Re: fsfs migration failure. File too large??

 Hi Everyone.

 The thread about Tess' problems with FSFS migration was brought to my 
attention, and I exchanged a few mails with Ben on what I thought the 
problem might be.  As I seem to be committed to seeing this through to 
it's gory conclusion, I've signed on to the list and will repost
what we discussed here, in case anyone else can throw in their two cents.
I'm a bit of a newbie, so feel free to rip it to bits.
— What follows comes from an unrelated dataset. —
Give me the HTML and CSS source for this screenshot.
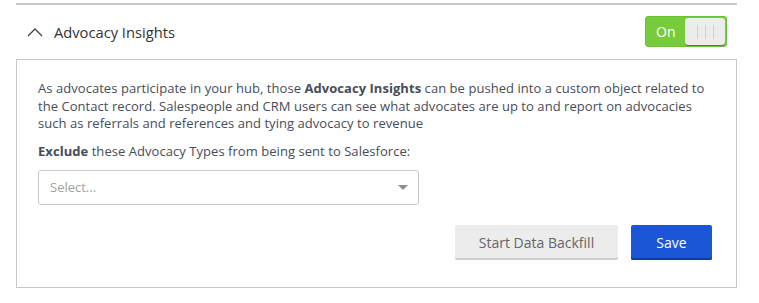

 This is the condensed version. ;-)

 APR_LARGEFILE - flag for apr_file_open

 The older builds of SVN don't seem to use this flag, which was added to APR's 
apr_file_open by Joe Orton back in 0.9.4-??.  The latest cut I'm aware of 
( 1.2.0 ) uses it for copy_db_file_safely, but nowhere else, as far as I'm
aware.  Ben has brought this up on the dev@ list, and it was pointed out
by another poster that slathering APR_LARGEFILE on liberally is not a panacea 
for these problems, as the older 0.9.6 APR's define the type apr_seek_where_t
as an int... to follow POSIX, I guess.  Unfortunately, I think off_t has been
a minimum of 64 bits wide since unix98. 

 If SVN was amended to use APR_LARGEFILE, we'd be able to open, read and 
write large files, but not seek around inside them.  I'm told this is a 
dealbreaker for fsfs.  

 The solution I envision as involving the minimal amount of bloodshed right
now would be to take the distribution of apr included with subversion, change
it to use off_t for apr_seek_where_t where it's available, print warnings 
where it isn't, and force the use of O_LARGEFILE to open, where it's defined.
( This last bit runs against the LFS coding specifications, but at this point,
who cares.  It's the legacy tree anyway. )  People would have to build SVN
against this copy of apr.

 I am happy to attempt to try and write the patch tonight, but the big 
question is, do people think it will cover all the problems?  Will it work?  
Etc??

 One last troubling thing is that I shot over to a friends linux box to have
a fiddle with this stuff, and found out that fnctl.h wasn't defining 
O_LARGEFILE on his system, even though manually inserting the bitmask into
the flags for open(2) worked fine.  Digging in include/bits/fnctl.h
shows that it's only defined if __USE_LARGEFILE64 is defined in turn.  We
don't have the concept of O_LARGEFILE on darwin, so I'm a bit uncertain
about all this.  Would it be prudent to define the flag ourselves?  Can
a linux guru advise me on this?

 Let me know what you think,
  Bryn.

-- 
"There were too many of us. We had access to too many, uh, too much money.
 Too much equipment... and little by little we went insane."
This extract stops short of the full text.